The Vegas wheel is supported by two pairs of 285-ft-long, 9-ft-dia canted legs and a 330-ft-long, 52˚ transverse brace leg. The legs are anchored by three concrete plinths set atop pile caps and tied together by grade beams over 32 drilled shafts. The 2.5-in.-thick plate-rolled support legs contain 13 tuned mass dampers that counteract structural vibration. The wheel is designed to withstand a seismic event.

Together, the legs support a 546-ton hub assembly that rotates using two custom-designed 7.55-ft-dia spherical roller bearings on either end of an internal spindle. The 2-ft-thick, 19,400-lb bearings are among the largest ever manufactured by SKF of Gothenburg, Sweden. The bearings were installed on the spindle ends on the ground, then inserted into the hub ends. The spindle transfers the wheel weight through the legs, while the hub connects to a single element rim using 25,256 ft of tensioned cable.

The 100-ft hub is four times longer than the London Eye, resulting in a more inclined and effective cable angle for resisting out-of-plane loads. The High Roller can withstand 90-mph winds.
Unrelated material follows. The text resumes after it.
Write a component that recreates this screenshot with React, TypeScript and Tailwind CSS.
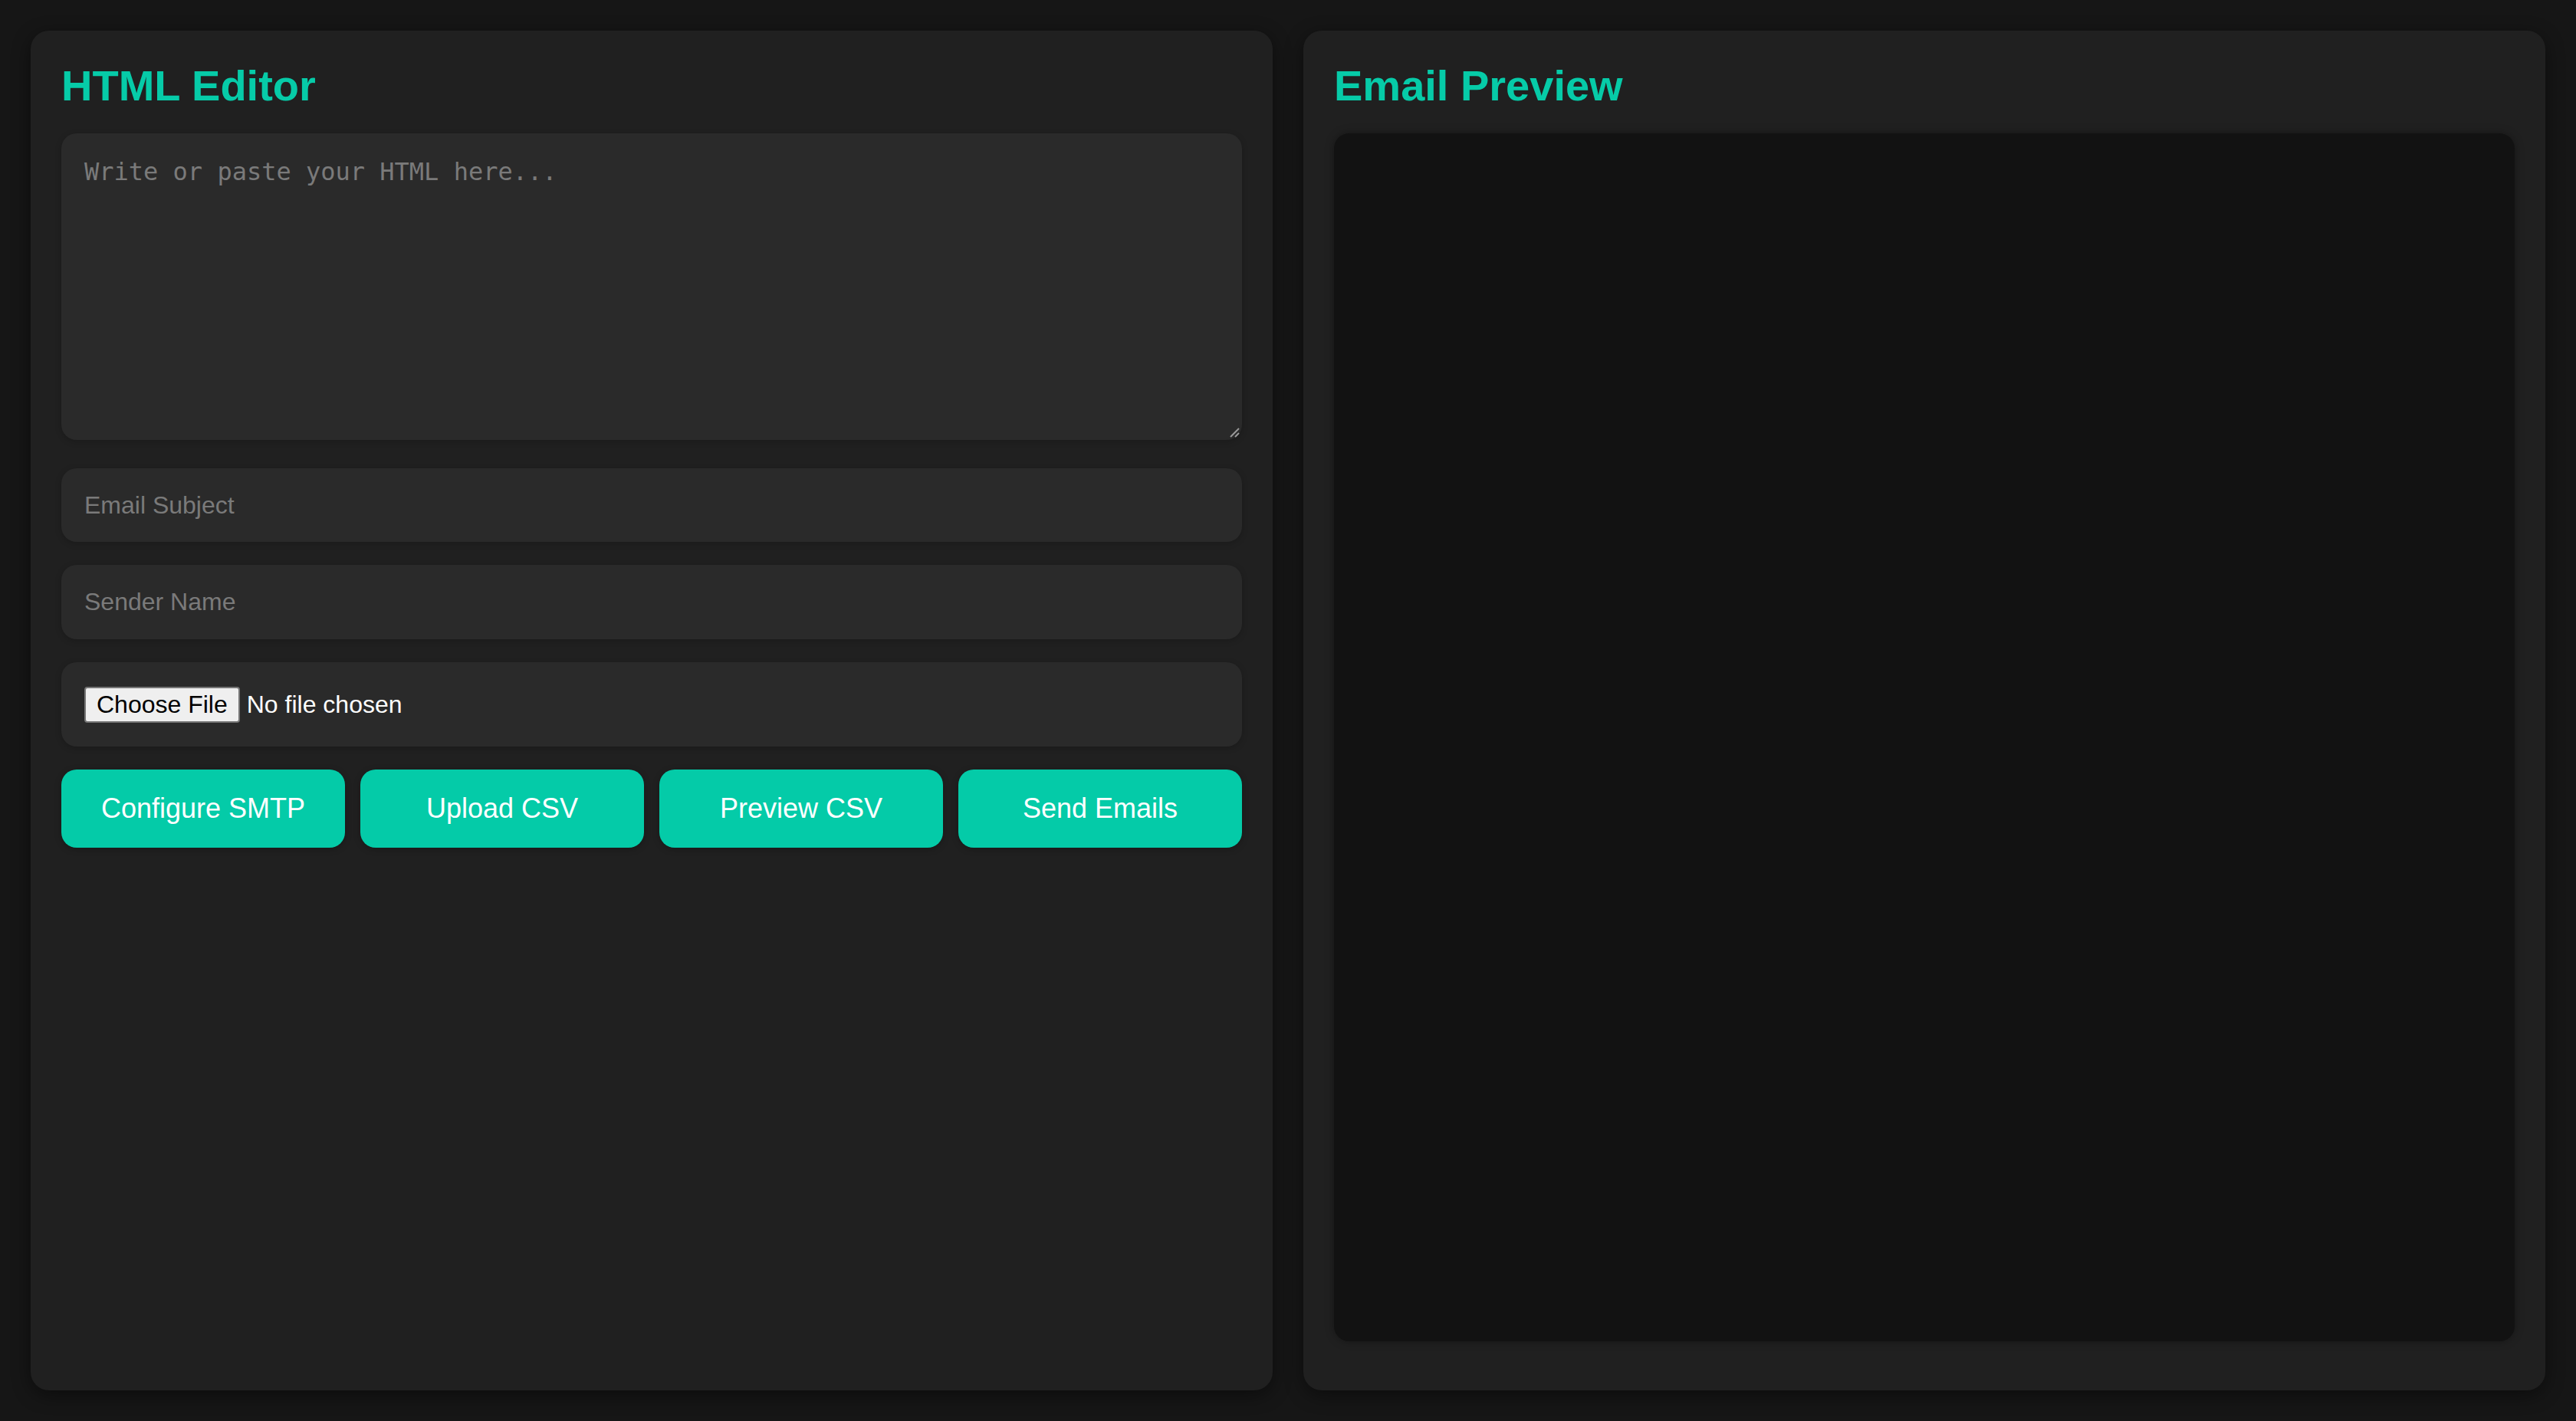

A longer hub also lowers cable pre-stresses, thereby reducing the circumferential rim loads for a lighter wheel. The hub connects to a rim using 112 locked-coil cables tensioned at 250,000 lb. The 3-in.-dia, 225-ft-long cables each have a breaking force of 600 tons.

"To enhance the wheel's resiliency, the rim was designed to withstand the force of a dynamic cable break," Krolicki says. "In this case, the other cables are able to redistribute the load and still maintain structural stability."

The High Roller has a slim profile with a 6.6-ft-wide rim that maximizes passenger views while creating an eye-grabbing sleek aesthetic important on the Strip. The 44,000-lb cabins attach at three places to the rim using double-V frames. The 22-ft-dia cabins are encased with 300 ft of doubly curved 360˚ glass. Capsules stand 6.5 ft off the rim for greater unobstructed visibility. Grand Junction, Colo.-based Leitner-Poma of America Inc. is the design-build cabin contractor.